Amiens : la maison de la culture est "démocratisée"
Notice
Sur le plateau de Picardie Actualités en grève, Henry Metro fait le point sur la maison de la culture d'Amiens qui a été "démocratisée". Un débat a eu lieu dans lequel M. Berger, membre du comité de démocratisation, a demandé de nouvelles structures. Trois commissions ont été instituées à cet effet. Interrogé, M. Berger fait le point des revendications demandées par le comité. De son côté, Philippe Tiry, directeur de la MCA, estime que la maison de la culture doit être un lieu de contestation.
Éclairage
Triple mouvement de contestation – politique, sociale et culturelle – des valeurs traditionnelles de la société française, Mai 68 prend naissance dans le milieu étudiant parisien, tout d'abord à la faculté de Nanterre, ouverte en 1963 pour décongestionner la Sorbonne, où l'agitation a débuté le 22 mars. Le 2 mai, la faculté de Nanterre est fermée et le mouvement étudiant emmené par Daniel Cohn-Bendit se déplace au cœur de Paris. Le lendemain, le meeting organisé à la Sorbonne est évacué par les forces de l'ordre. Dès lors commencent les manifestations au Quartier Latin, avec ses barricades et affrontements entre CRS et révoltés. C'est au tour de la Sorbonne d'être fermée. A Amiens, le mouvement du printemps 1968 se déroule dans la continuité du mouvement parisien, à partir du 6 mai.

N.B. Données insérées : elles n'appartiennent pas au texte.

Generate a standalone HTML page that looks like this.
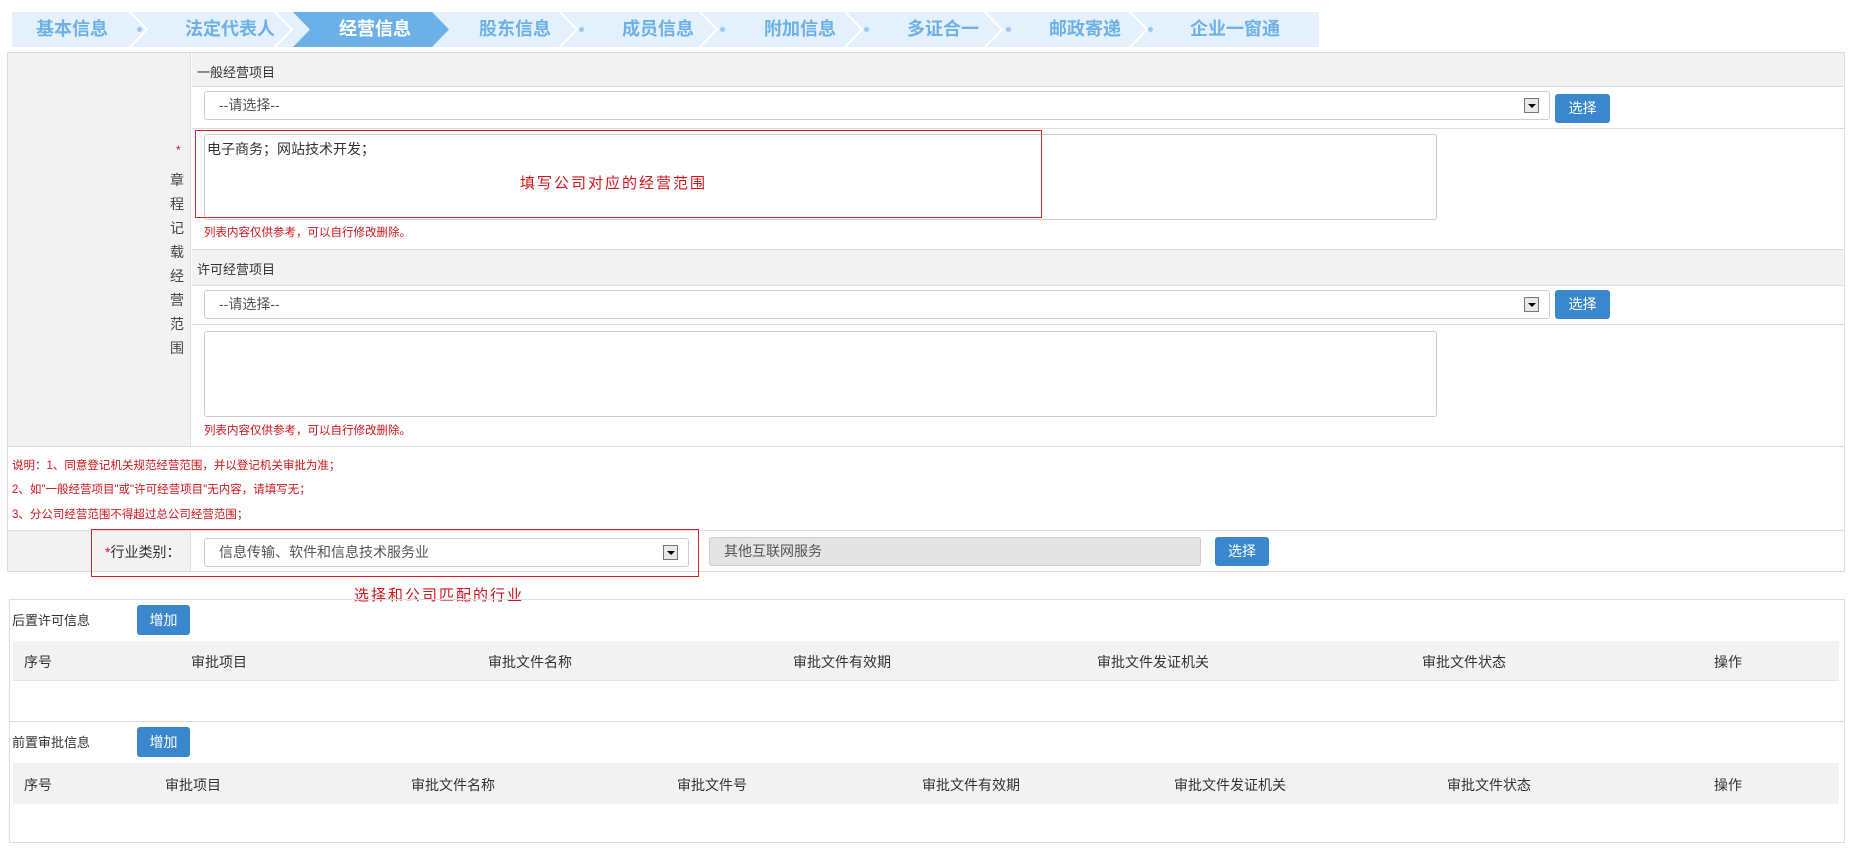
<!DOCTYPE html>
<html><head><meta charset="utf-8"><style>
*{margin:0;padding:0;box-sizing:border-box}
body{width:1853px;height:852px;background:#fff;position:relative;font-family:"Liberation Sans","Noto Sans CJK SC",sans-serif;font-size:14px;color:#333;overflow:hidden}
.a{position:absolute}
.tab{position:absolute;top:12px;height:35px;line-height:35px;color:#6cb0e6;font-weight:bold;font-size:18px;text-align:center}
.dot{position:absolute;top:27px;width:5px;height:5px;border-radius:50%;background:#9cc8ee}
.sel{position:absolute;background:#fff;border:1px solid #ccc;border-radius:3px;height:29px;line-height:27px;padding-left:14px;font-size:14px;color:#555}
.sel i{position:absolute;right:10px;top:6px;width:15px;height:15px;border:1px solid #777;background:#e8e8e8}
.sel i:after{content:"";position:absolute;left:3px;top:5px;border:4px solid transparent;border-top:4px solid #000}
.btn{position:absolute;background:#3a87cd;color:#fff;border-radius:3px;text-align:center;font-size:14px}
.ta{position:absolute;border:1px solid #ccc;border-radius:3px;background:#fff}
.red{color:#d0141a}
.note{position:absolute;font-size:11.5px;color:#d0141a}
.gh{position:absolute;background:#f2f2f2}
.th{position:absolute;font-size:14px;color:#333}
</style></head><body>
<div class="a" style="left:12px;top:12px;width:1307px;height:35px;background:#e4f0fb"></div>
<svg class="a" style="left:0;top:12px" width="1330" height="35">
<polygon points="293,0 432,0 449,17.5 432,35 293,35 310,17.5" fill="#6cb0e8"/>
<g fill="none" stroke="#fff" stroke-width="2">
<polyline points="130,0 147,17.5 130,35"/><polyline points="275,0 292,17.5 275,35"/>
<polyline points="560,0 577,17.5 560,35"/><polyline points="700,0 717,17.5 700,35"/>
<polyline points="845,0 862,17.5 845,35"/><polyline points="985,0 1002,17.5 985,35"/>
<polyline points="1130,0 1147,17.5 1130,35"/></g></svg>
<div class="tab" style="left:22px;width:100px">基本信息</div>
<div class="dot" style="left:137px"></div>
<div class="tab" style="left:170px;width:120px">法定代表人</div>
<div class="tab" style="left:325px;width:100px;color:#fff">经营信息</div>
<div class="tab" style="left:465px;width:100px">股东信息</div>
<div class="dot" style="left:579px"></div>
<div class="tab" style="left:608px;width:100px">成员信息</div>
<div class="dot" style="left:720px"></div>
<div class="tab" style="left:750px;width:100px">附加信息</div>
<div class="dot" style="left:864px"></div>
<div class="tab" style="left:893px;width:100px">多证合一</div>
<div class="dot" style="left:1006px"></div>
<div class="tab" style="left:1035px;width:100px">邮政寄递</div>
<div class="dot" style="left:1148px"></div>
<div class="tab" style="left:1180px;width:110px">企业一窗通</div>

<!-- main box -->
<div class="a" style="left:7px;top:52px;width:1838px;height:520px;border:1px solid #ddd"></div>
<div class="gh" style="left:8px;top:53px;width:183px;height:393px;border-right:1px solid #ddd"></div>
<div class="gh" style="left:192px;top:53px;width:1652px;height:34px;border-bottom:1px solid #ddd"></div>
<div class="a" style="left:197px;top:62px;font-size:13px">一般经营项目</div>
<div class="sel" style="left:204px;top:91px;width:1346px">--请选择--<i></i></div>
<div class="btn" style="left:1555px;top:94px;width:55px;height:29px;line-height:29px">选择</div>
<div class="a" style="left:192px;top:128px;width:1652px;border-top:1px solid #ddd"></div>
<div class="ta" style="left:204px;top:134px;width:1233px;height:86px"></div>
<div class="a" style="left:207px;top:139px;font-size:14px">电子商务；网站技术开发；</div>
<div class="a" style="left:195px;top:130px;width:847px;height:88px;border:1.5px solid #d8232a"></div>
<div class="a red" style="left:520px;top:172px;font-size:15px;letter-spacing:2px">填写公司对应的经营范围</div>
<div class="note" style="left:204px;top:224px">列表内容仅供参考，可以自行修改删除。</div>
<div class="gh" style="left:192px;top:249px;width:1652px;height:37px;border-top:1px solid #ddd;border-bottom:1px solid #ddd"></div>
<div class="a" style="left:197px;top:259px;font-size:13px">许可经营项目</div>
<div class="sel" style="left:204px;top:290px;width:1346px">--请选择--<i></i></div>
<div class="btn" style="left:1555px;top:290px;width:55px;height:29px;line-height:29px">选择</div>
<div class="a" style="left:192px;top:324px;width:1652px;border-top:1px solid #ddd"></div>
<div class="ta" style="left:204px;top:331px;width:1233px;height:86px"></div>
<div class="note" style="left:204px;top:422px">列表内容仅供参考，可以自行修改删除。</div>
<div class="a red" style="left:176px;top:143px;font-size:12px">*</div>
<div class="a" style="left:167px;top:168px;width:20px;font-size:14px;line-height:24px;text-align:center;color:#444">章<br>程<br>记<br>载<br>经<br>营<br>范<br>围</div>
<div class="a" style="left:8px;top:446px;width:1836px;border-top:1px solid #ddd"></div>
<div class="note" style="left:12px;top:457px">说明：1、同意登记机关规范经营范围，并以登记机关审批为准；</div>
<div class="note" style="left:12px;top:481px">2、如"一般经营项目"或"许可经营项目"无内容，请填写无；</div>
<div class="note" style="left:12px;top:506px">3、分公司经营范围不得超过总公司经营范围；</div>
<div class="a" style="left:8px;top:530px;width:1836px;border-top:1px solid #ddd"></div>
<div class="gh" style="left:8px;top:531px;width:183px;height:40px;border-right:1px solid #ddd"></div>
<div class="a" style="left:105px;top:542px;font-size:14px"><span class="red">*</span>行业类别：</div>
<div class="sel" style="left:204px;top:538px;width:485px">信息传输、软件和信息技术服务业<i></i></div>
<div class="a" style="left:709px;top:537px;width:492px;height:29px;background:#e4e4e4;border:1px solid #ccc;border-radius:3px;line-height:27px;padding-left:14px;color:#555">其他互联网服务</div>
<div class="btn" style="left:1215px;top:537px;width:54px;height:29px;line-height:29px">选择</div>
<div class="a" style="left:91px;top:529px;width:608px;height:48px;border:1.5px solid #d8232a"></div>
<div class="a red" style="left:354px;top:584px;font-size:15px;letter-spacing:2px">选择和公司匹配的行业</div>

<!-- section 2 -->
<div class="a" style="left:9px;top:599px;width:1836px;height:244px;border:1px solid #ddd"></div>
<div class="a" style="left:9px;top:721px;width:1836px;border-top:1px solid #ddd"></div>
<div class="a" style="left:12px;top:610px;font-size:13px">后置许可信息</div>
<div class="btn" style="left:137px;top:605px;width:53px;height:30px;line-height:30px">增加</div>
<div class="gh" style="left:13px;top:641px;width:1826px;height:40px;border-bottom:1px solid #e4e4e4"></div>
<div class="th" style="left:24px;top:652px">序号</div>
<div class="th" style="left:191px;top:652px">审批项目</div>
<div class="th" style="left:488px;top:652px">审批文件名称</div>
<div class="th" style="left:793px;top:652px">审批文件有效期</div>
<div class="th" style="left:1097px;top:652px">审批文件发证机关</div>
<div class="th" style="left:1422px;top:652px">审批文件状态</div>
<div class="th" style="left:1714px;top:652px">操作</div>
<div class="a" style="left:12px;top:732px;font-size:13px">前置审批信息</div>
<div class="btn" style="left:137px;top:727px;width:53px;height:30px;line-height:30px">增加</div>
<div class="gh" style="left:13px;top:763px;width:1826px;height:41px"></div>
<div class="th" style="left:24px;top:775px">序号</div>
<div class="th" style="left:165px;top:775px">审批项目</div>
<div class="th" style="left:411px;top:775px">审批文件名称</div>
<div class="th" style="left:677px;top:775px">审批文件号</div>
<div class="th" style="left:922px;top:775px">审批文件有效期</div>
<div class="th" style="left:1174px;top:775px">审批文件发证机关</div>
<div class="th" style="left:1447px;top:775px">审批文件状态</div>
<div class="th" style="left:1714px;top:775px">操作</div>
</body></html>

Le vent nouveau souffle en particulier sur la Maison de la culture d'Amiens (MCA), inaugurée en 1966 par André Malraux et qui a accueilli, en mars 1968, le colloque sur le système éducatif français, en présence d'Alain Peyrefitte, Ministre de l'éducation nationale. A partir du 19 mai, la MCA devient le lieu symbolique de la contestation étudiante et un lieu de discussion permanent. Un comité de démocratisation y est formé dès le 19 mai et un meeting est organisé le 21 mai. Les débats sont bruyants, confus et souvent houleux. Les étudiants maoïstes participent à ce chambard (1). Il est difficile pour les différents orateurs de se faire entendre. Philippe Tiry, le directeur de la MCA, tente jouer les conciliateurs mais doit quitter la scène du Grand théâtre sous les huées. Ils étudient de nouvelles structures pour la Maison de la Culture et remettent en cause la conception de la culture. Les discussions débouchent sur la création d'une commission provisoire d'administration de la Maison de la culture, qui entend se substituer au conseil d'administration en exercice. Un prix unique est fixé à trois francs. Il est également décidé que les animateurs et les adhérents établissent la programmation. C'est une véritable révolution culturelle qui est orchestrée : la MCA doit devenir la Maison du peuple. Le 24 mai, la MCA est fermée sur décision de son directeur. Le piquet de grève du personnel s'installe sur le parvis et les étudiants campent devant les portes. Dans la nuit du 27 au 28 mai, certains pénètrent de force dans la Maison de la culture et l'occupent, mais quelques heures seulement. Les jeunes sont embarqués par les forces de l'ordre, emmenés au commissariat central puis relâchés.
(1) On aperçoit au micro, Jean-Bernard Dupont, leader des étudiants maoïstes d'Amiens, président de l'AGEA-UNEF de 1968 à 1971.